As we can see in the above, the resulting shape is not representative of the original, parent shape. Multiple triangles fall outside of the parent shape. This is because the naive method does not account for the concave aspects of the parent geometry’s envelope.

Background on constrained Delaunay triangulation

It isn’t much more work to run a constrained Delaunay triangulation. There’s a library called (“Triangle”)[https://pypi.python.org/pypi/triangle/20170429] that basically performs the tough part for us. From the Github repo: “Python Triangle is a python wrapper around Jonathan Richard Shewchuk’s two-dimensional quality mesh generator and delaunay triangulator library, available here.”

So, what does the underlying generator do? According to the underlying package’s site: “Triangle generates exact Delaunay triangulations, constrained Delaunay triangulations, conforming Delaunay triangulations, Voronoi diagrams, and high-quality triangular meshes.”

If you are curious to learn more, the Wikipedia page is a good place to start. Basically, through this algorithm, we can break a geometry down into representative triangles of minimum cumulative complexity. Also important is that it does not return “sliver” triangles. As a result, this is a terrific mechanism for getting good, representative triangles along the long “arms” of strangely shaped parks.

Sliver triangles are avoided via the use of threshold. For a given cloud of points, multiple triangulation combinations are possible, but many include sliver triangles. For an example of this, see slide 5 of this presentation. By setting a threshold of a larger angle, say 20 degrees, we can toss resulting triangulation combinations where one or more angles in any of the triangles composing the total triangulated geometry are less than that threshold. By using a larger angle, such as 20 degrees, we can safely ensure that sliver triangles are parsed out of the resulting triangulation.

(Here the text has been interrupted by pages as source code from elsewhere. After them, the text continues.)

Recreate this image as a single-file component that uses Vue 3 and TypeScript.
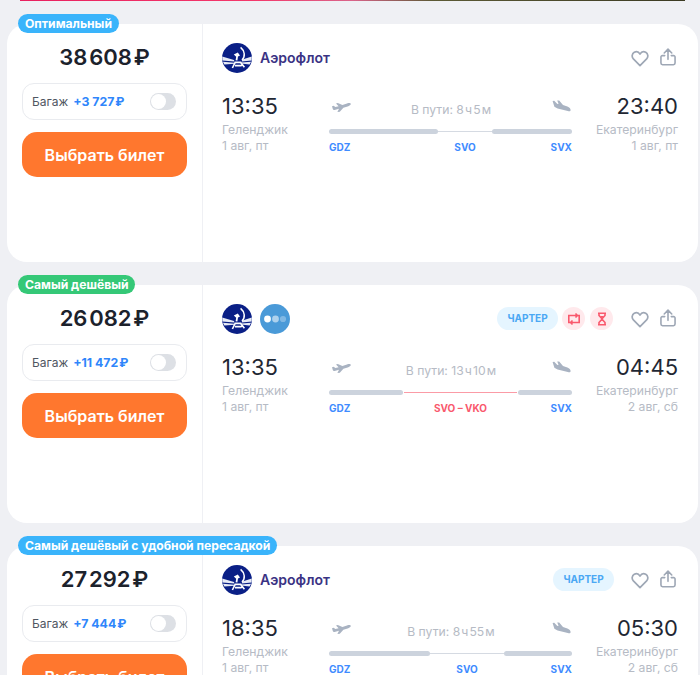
<script setup lang="ts">
interface Segment { width: number; thin: boolean; red: boolean; label: string }
interface Ticket {
  tag: string; tagGreen: boolean; price: string; bag: string; named: boolean; second: boolean;
  charter: boolean; warn: boolean; dep: string; arr: string; dur: string; arrDate: string; seg: Segment[];
}
const seg = (width: number, label: string, thin = false, red = false): Segment => ({ width, label, thin, red })
const tickets: Ticket[] = [
  { tag: 'Оптимальный', tagGreen: false, price: '38\u200A608\u200A₽', bag: '+3 727\u200A₽', named: true, second: false, charter: false, warn: false,
    dep: '13:35', arr: '23:40', dur: 'В пути: 8\u200Aч\u200A5\u200Aм', arrDate: '1 авг, пт',
    seg: [seg(109, 'GDZ'), seg(54, 'SVO', true), seg(80, 'SVX')] },
  { tag: 'Самый дешёвый', tagGreen: true, price: '26\u200A082\u200A₽', bag: '+11 472\u200A₽', named: false, second: true, charter: true, warn: true,
    dep: '13:35', arr: '04:45', dur: 'В пути: 13\u200Aч\u200A10\u200Aм', arrDate: '2 авг, сб',
    seg: [seg(74, 'GDZ'), seg(115, 'SVO – VKO', false, true), seg(54, 'SVX')] },
  { tag: 'Самый дешёвый с удобной пересадкой', tagGreen: false, price: '27\u200A292\u200A₽', bag: '+7 444\u200A₽', named: true, second: false, charter: true, warn: false,
    dep: '18:35', arr: '05:30', dur: 'В пути: 8\u200Aч\u200A55\u200Aм', arrDate: '2 авг, сб',
    seg: [seg(101, 'GDZ'), seg(74, 'SVO', true), seg(68, 'SVX')] },
]
const cols = (t: Ticket) => t.seg.map((s) => `${s.width}fr`).join(' ')
</script>

<template>
  <div class="page">
    <div class="strip"></div>
    <article v-for="t in tickets" :key="t.tag" class="card">
      <span class="tag" :class="{ green: t.tagGreen }">{{ t.tag }}</span>
      <aside class="buy">
        <div class="price">{{ t.price }}</div>
        <div class="bag">
          <span class="bag-label">Багаж</span>
          <span class="bag-price">{{ t.bag }}</span>
          <span class="toggle"><i></i></span>
        </div>
        <button class="choose" type="button">Выбрать билет</button>
      </aside>
      <section class="info">
        <header class="head">
          <svg class="logo" viewBox="0 0 30 30">
            <circle cx="15" cy="15" r="15" fill="#0a1f86" />
            <path d="M0.2 13.6 L12 17 L12.4 18.6 L0.4 17.6 Z M0.9 18.8 L12.6 19.8 L12.6 20.8 L2.4 21.6 Z" fill="#e6eaf5" />
            <path d="M29.8 13.6 L20.4 16.6 L19.6 18.4 L29.6 17.6 Z M29.1 18.8 L19.2 19.6 L19 20.6 L27.6 21.6 Z" fill="#e6eaf5" />
            <path d="M11.8 11.6 L15.8 9.4 L18 12.4 L16 13.4 L15.4 17.4 L13.6 17.2 L14.2 13.8 Z" fill="#fff" />
            <path d="M18.6 4.4 C23 8 23.4 13.6 20 17" fill="none" stroke="#fff" stroke-width="1.5" />
            <path d="M10.4 25 L13.2 19.4 L18.6 19.4 L22.4 24.2 M13 22.6 L19.6 22.6" fill="none" stroke="#fff" stroke-width="1.6" />
          </svg>
          <span v-if="t.named" class="airline">Аэрофлот</span>
          <svg v-if="t.second" class="logo second" viewBox="0 0 30 30">
            <circle cx="15" cy="15" r="15" fill="#4a9ad8" />
            <circle cx="7.5" cy="15" r="3.4" fill="#fff" />
            <circle cx="15.5" cy="15" r="3.4" fill="#fff" opacity=".55" />
            <circle cx="23" cy="15" r="3.1" fill="#fff" opacity=".3" />
          </svg>
          <div class="actions">
            <span v-if="t.charter" class="charter">ЧАРТЕР</span>
            <span v-if="t.warn" class="warn">
              <svg viewBox="0 0 14 14" fill="none" stroke="#f9596d" stroke-width="1.6">
                <path d="M3 10.5 H1.8 V3.5 H10 M8.5 1.5 L10.5 3.5 L8.5 5.5" />
                <path d="M11 3.5 H12.2 V10.5 H4 M5.5 8.5 L3.5 10.5 L5.5 12.5" />
              </svg>
            </span>
            <span v-if="t.warn" class="warn">
              <svg viewBox="0 0 14 14" fill="none" stroke="#f9596d" stroke-width="1.6">
                <path d="M3 1.2 H11 M3 12.8 H11" />
                <path d="M4 1.5 V3.5 L7 6.8 L10 3.5 V1.5 M4 12.5 V10.5 L7 7.2 L10 10.5 V12.5" />
                <path d="M5 4 H9 L7 6.5 Z" fill="#f9596d" stroke="none" />
              </svg>
            </span>
            <svg class="heart" viewBox="0 0 20 19" fill="none" stroke="#9ea7b5" stroke-width="1.9" stroke-linejoin="round">
              <path d="M10 17.5 L2.6 10 C0.4 7.6 1 4 3.6 2.6 C6 1.4 8.6 2.2 10 4.6 C11.4 2.2 14 1.4 16.4 2.6 C19 4 19.6 7.6 17.4 10 Z" />
            </svg>
            <svg class="share" viewBox="0 0 17 19" fill="none" stroke="#9ea7b5" stroke-width="1.7" stroke-linecap="round" stroke-linejoin="round">
              <path d="M8.5 12 V1.5 M4.5 5.2 L8.5 1.2 L12.5 5.2" />
              <path d="M5 8 H2.6 A1.5 1.5 0 0 0 1 9.5 V16 A1.7 1.7 0 0 0 2.7 17.7 H14.3 A1.7 1.7 0 0 0 16 16 V9.5 A1.5 1.5 0 0 0 14.4 8 H12" />
            </svg>
          </div>
        </header>
        <div class="route">
          <div class="point">
            <div class="time">{{ t.dep }}</div>
            <div class="sub">Геленджик</div>
            <div class="sub">1 авг, пт</div>
          </div>
          <div class="mid">
            <div class="top">
              <svg class="plane" viewBox="0 0 20 13" fill="#a9b3c2">
                <path d="M1 6.2 L2.6 5.8 L4.4 7 L7.6 6.2 L5 3.6 L6.8 3 L11.4 5 L16 3.4 C18 2.8 19.8 3 19.8 4 C19.8 5 18.4 5.8 16.6 6.4 L12.4 7.8 L8.8 11.8 L6.4 12 L8 8.8 L3.6 10 C2.6 10.2 2 9.8 1.8 9 Z" />
              </svg>
              <span class="dur">{{ t.dur }}</span>
              <svg class="plane" viewBox="0 0 20 13" fill="#a9b3c2">
                <path d="M1.6 1 L3.2 0.8 L6.4 4 L7.6 3.8 L6.2 0.4 L8.2 0.4 L12 5 L16.4 6.6 C18.4 7.4 19.6 8.6 19.6 10 C19.6 11.4 18.4 11.4 16.8 11 L6.6 8.6 L3.4 6.8 Z" />
              </svg>
            </div>
            <div class="bars" :style="{ gridTemplateColumns: cols(t) }">
              <template v-for="s in t.seg" :key="s.label">
                <span class="bar" :class="{ thin: s.thin, red: s.red }"></span>
              </template>
            </div>
            <div class="codes" :style="{ gridTemplateColumns: cols(t) }">
              <span v-for="s in t.seg" :key="s.label" :class="{ red: s.red }">{{ s.label }}</span>
            </div>
          </div>
          <div class="point end">
            <div class="time">{{ t.arr }}</div>
            <div class="sub">Екатеринбург</div>
            <div class="sub">{{ t.arrDate }}</div>
          </div>
        </div>
      </section>
    </article>
  </div>
</template>

<style>
html, body { margin: 0; background: #eff0f4; overflow: hidden; }
</style>

<style scoped>
.page {
  height: 675px; overflow: hidden; box-sizing: border-box; padding: 0 2px 0 7px;
  display: flex; flex-direction: column; gap: 23px;
  font-family: Inter, "Noto Sans", sans-serif; color: #1d2430; background: #eff0f4;
}
.strip {
  height: 1px; margin: 0 13px 0 13px; flex: none;
  background: linear-gradient(90deg, #e8205f 0, #f4386b 35%, #d9648a 50%, #5c5a35 62%, #3b3a22 100%);
}
.card { position: relative; flex: none; height: 238px; display: flex; background: #fff; border-radius: 20px; }
.tag {
  position: absolute; left: 11px; top: -10px; height: 19px; padding: 0 7px; border-radius: 10px;
  background: #3ab4fb; color: #fff; font-size: 12.15px; font-weight: 700; line-height: 19px; white-space: nowrap;
}
.tag.green { background: #35c877; }
.buy { width: 196px; flex: none; box-sizing: border-box; padding: 18px 15px 0; border-right: 1px solid #eff0f4; }
.price { height: 30px; font-size: 22px; font-weight: 600; line-height: 30px; text-align: center; color: #1c222c; }
.bag {
  display: flex; align-items: center; height: 37px; margin-top: 11px; box-sizing: border-box;
  padding: 0 10px 0 9px; border: 1px solid #e9ebef; border-radius: 12px; font-size: 12px; width: 165px;
}
.bag-label { color: #4f5662; }
.bag-price { margin-left: 5px; color: #2f86fb; font-size: 12.3px; font-weight: 700; white-space: nowrap; }
.toggle { margin-left: auto; width: 26px; height: 17px; border-radius: 9px; background: #dde0e5; display: flex; align-items: center; padding-left: 1px; box-sizing: border-box; }
.toggle i { display: block; width: 15px; height: 15px; border-radius: 50%; background: #fff; }
.choose {
  display: block; width: 165px; height: 45px; margin-top: 12px; border: 0; border-radius: 15px; padding: 0;
  background: #ff772e; color: #fff; font: 600 16px Inter, sans-serif;
}
.info { flex: 1; min-width: 0; box-sizing: border-box; padding: 18px 20px 0 19px; }
.head { display: flex; align-items: center; height: 31px; }
.logo { width: 30px; height: 30px; flex: none; }
.logo.second { margin-left: 8px; }
.airline { margin-left: 8px; font-size: 14px; font-weight: 600; color: #3a3384; }
.actions { margin-left: auto; display: flex; align-items: center; }
.charter {
  display: block; height: 23px; width: 61px; border-radius: 12px; background: #e5f5ff; color: #4ba8f4;
  font-size: 10px; font-weight: 700; line-height: 23px; text-align: center; margin-right: 4px;
}
.warn { width: 23px; height: 23px; border-radius: 50%; background: #ffe9ec; display: flex; align-items: center; justify-content: center; margin-right: 5px; }
.warn svg { width: 14px; height: 14px; }
.heart { width: 18px; height: 17px; margin: 1px 11px 0 13px; }
.share { width: 16px; height: 18px; margin-top: -2px; margin-right: 2px; }
.route { display: grid; grid-template-columns: 107px 243px 106px; margin-top: 19px; }
.time { font-size: 22px; line-height: 28px; font-weight: 400; color: #1f2733; }
.sub { font-size: 12.2px; line-height: 16px; color: #b6bbc5; white-space: nowrap; }
.time + .sub { margin-top: 2px; }
.end { text-align: right; }
.top { display: flex; justify-content: space-between; align-items: center; height: 30px; padding: 0 1px 0 2px; margin-top: -1px; }
.plane { width: 20px; height: 13px; flex: none; }
.dur { font-size: 12.2px; color: #b6bbc5; margin-top: 6px; white-space: nowrap; }
.bars { display: grid; align-items: center; height: 5px; margin-top: 8px; column-gap: 0; }
.bar { display: block; height: 5px; border-radius: 3px; background: #ccd3dd; }
.bar.thin { height: 1px; border-radius: 0; background: #d5dae2; }
.bar.red { height: 1.5px; border-radius: 0; background: #fb9ba6; margin: 0 1px; }
.codes { display: grid; margin-top: 6px; font-size: 10px; font-weight: 700; line-height: 14px; color: #3f8cff; }
.codes span { text-align: center; white-space: nowrap; }
.codes span:first-child { text-align: left; }
.codes span:last-child { text-align: right; }
.codes .red { color: #f9596d; }
</style>
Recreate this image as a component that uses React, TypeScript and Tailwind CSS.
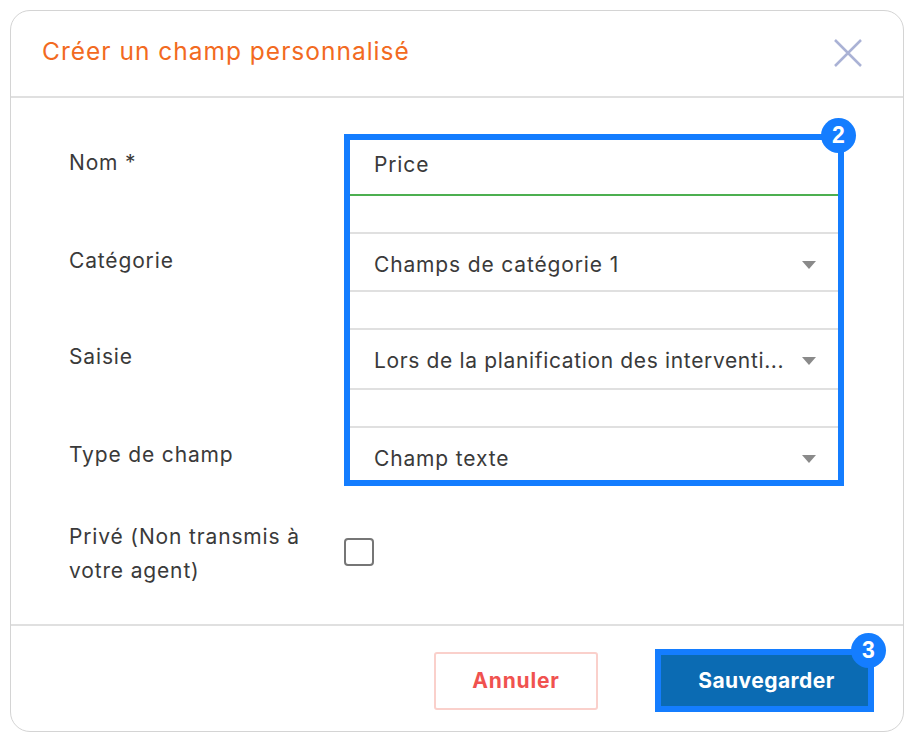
const FONT = "font-['Inter','Noto_Sans',sans-serif]";

function Caret() {
  return (
    <svg width="14" height="8" viewBox="0 0 14 8" className="shrink-0">
      <path d="M0 0H14L7 8Z" fill="#8a8a8a" />
    </svg>
  );
}

function Badge({ n }: { n: string }) {
  return (
    <span className="flex h-[35px] w-[35px] items-center justify-center rounded-full bg-[#147dff] font-['Liberation_Sans',sans-serif] text-[23px] font-bold leading-none tracking-normal text-white">
      {n}
    </span>
  );
}

function SelectRow({ value, h }: { value: string; h: string }) {
  return (
    <div className={`flex items-center justify-between pl-6 pr-[22px] ${h}`}>
      <span className="whitespace-nowrap">{value}</span>
      <Caret />
    </div>
  );
}

export default function App() {
  return (
    <div className={`h-[744px] w-[915px] overflow-hidden bg-white pl-[10px] pt-[10px] text-[21px] tracking-[0.85px] text-[#3a3a3a] ${FONT}`}>
      <div className="flex h-[722px] w-[894px] flex-col rounded-[20px] border border-[#d4d4d4]">
        <header className="flex h-[87px] shrink-0 items-center justify-between border-b-2 border-[#e0e0e0] pl-[31px] pr-[41px] pb-[4px]">
          <h1 className="text-[24.5px] font-normal tracking-[1px] text-[#f26a21]">Créer un champ personnalisé</h1>
          <svg width="28" height="28" viewBox="0 0 28 28" className="mt-[3px]">
            <path d="M1 1L27 27M27 1L1 27" stroke="#aab2d5" strokeWidth="2.5" />
          </svg>
        </header>

        <main className="flex-1 pl-[58px] pt-[36px]">
          <div className="flex">
            <div className="w-[275px] pt-[17px] leading-[24px]">
              <div className="h-[98px]">Nom *</div>
              <div className="h-[96px]">Catégorie</div>
              <div className="h-[98px]">Saisie</div>
              <div>Type de champ</div>
            </div>

            <div className="relative h-[352px] w-[500px] border-[6px] border-[#147dff]">
              <span className="absolute right-[-18px] top-[-22px]">
                <Badge n="2" />
              </span>
              <div className="flex h-[56px] items-center border-b-2 border-[#4caf50] pb-[4px] pl-6">Price</div>
              <div className="mt-[36px] border-y-2 border-[#e0e0e0]">
                <SelectRow value="Champs de catégorie 1" h="h-[56px] pt-[5px]" />
              </div>
              <div className="mt-[36px] border-y-2 border-[#e0e0e0] tracking-[0.65px]">
                <SelectRow value="Lors de la planification des interventi..." h="h-[58px] pt-[4px]" />
              </div>
              <div className="mt-[36px] border-t-2 border-[#e0e0e0]">
                <SelectRow value="Champ texte" h="h-[52px] pt-[10px]" />
              </div>
            </div>
          </div>

          <div className="mt-[34px] flex items-center">
            <div className="w-[275px] leading-[34px]">
              Privé (Non transmis à
              <br />
              votre agent)
            </div>
            <span className="mb-[4px] h-[28px] w-[30px] rounded-[4px] border-2 border-[#767676] bg-white" />
          </div>
        </main>

        <footer className="flex h-[107px] shrink-0 items-start justify-end border-t-2 border-[#e0e0e0] pr-[29px] pt-[23px]">
          <button className="mr-[57px] mt-[3px] h-[58px] w-[164px] rounded-[3px] border-2 border-[#fad0cb] bg-white text-[21px] font-bold tracking-[0.8px] text-[#f0524f]">
            Annuler
          </button>
          <button className="relative h-[63px] w-[219px] border-[6px] border-[#147dff] bg-[#0b6bb3] pl-[4px] text-[21px] font-bold tracking-[0.45px] text-white">
            Sauvegarder
            <span className="absolute right-[-18px] top-[-22px]">
              <Badge n="3" />
            </span>
          </button>
        </footer>
      </div>
    </div>
  );
}
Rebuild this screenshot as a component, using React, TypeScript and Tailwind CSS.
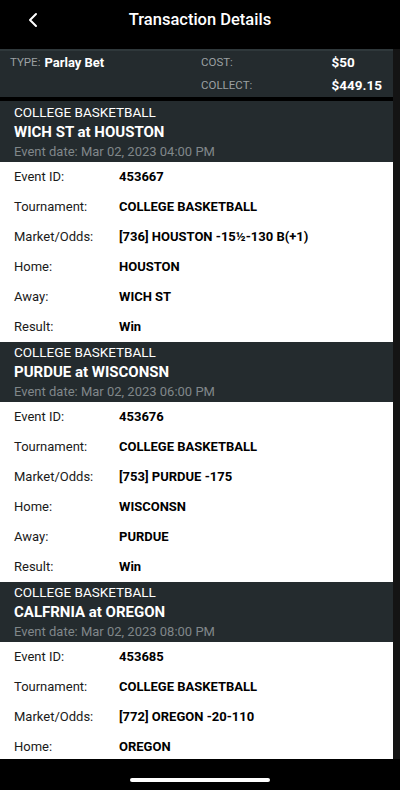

Note: A special thanks to Geoff Boeing for showing me this methodology! Without him demonstrating this method, I’d likely still be performing some sort of points grid overlay to get representative points from a geometry!

Implementing a constrained Delaunay triangulation


Running the constrained Delaunay triangulation results in a dictionary which describes all vertices and edges (segments), within the dictionary. Using the Triangle library’s helper method tplot, we can see what the new triangle looks like (as in the above image).


We can now use that dictionary to craft new polygons of each of those triangles, as in the above image.


The representative cloud of centroids now better maps to the original geometry shape (per the above image). This is in contrast to a single point that would have fallen in the middle of the geometry. In this case, we have increased the number of representative points from 1 to 51 points.

Here’s the script used to create that triangle:

# break out coordinates

c = list(poly.exterior.coords)

# and vertices

v = np.array(c)

# and indices

i = list(range(len(c)))

# segments

s = np.array(list(zip(i, i[1:] + [i[0]])))

# 'p': planar straight line graph

# 'q20': indicates triangles need a min angle of 20˚

cndt = triangle.triangulate(tri={'vertices': v, 'segments':s},

Observe an example geospatially


Let’s look at what happens when we place that geometry in a real world setting. First, let’s observe the site that this project is within.


And now we can add the park to that site.


If we buffer that site, we can see the number of points that would fall within “range” as being near this park. Yes, I know the right thing to do here would be to actually use the network to calculate which points have access to the park, but for now I am just going to use spatial buffers as it is more visually clear and gets the point across.


If we just take a single centroid representative point of this park, we can see that we in no way capture the same amount of points. It will look like this neighborhood has far lower accessibility to this park than it indeed does.


Now let’s triangulate the original park. We can see how it is now composed of the same 51 triangles from earlier.


And, again, we can see the result of getting the centroids from each of the triangles. We now have a point cloud of points that “looks” more like the original parent geometry.


Buffering these points, we end up with a catchment area that far better resembles the original image.


This point is crystalized when we observe the points that fall within the capture area, which is nearly all those from the original geometry buffer.

As was acknowledged earlier, a more correct strategy would be not have buffered the geometry and points, but to have then applied the points to a network graph and crawled that to get access levels. But, for the sake of visualization, this method is sufficient for illustrating the utility of the Delaunay triangulation method in creating better point cloud abstractions of complex geometries.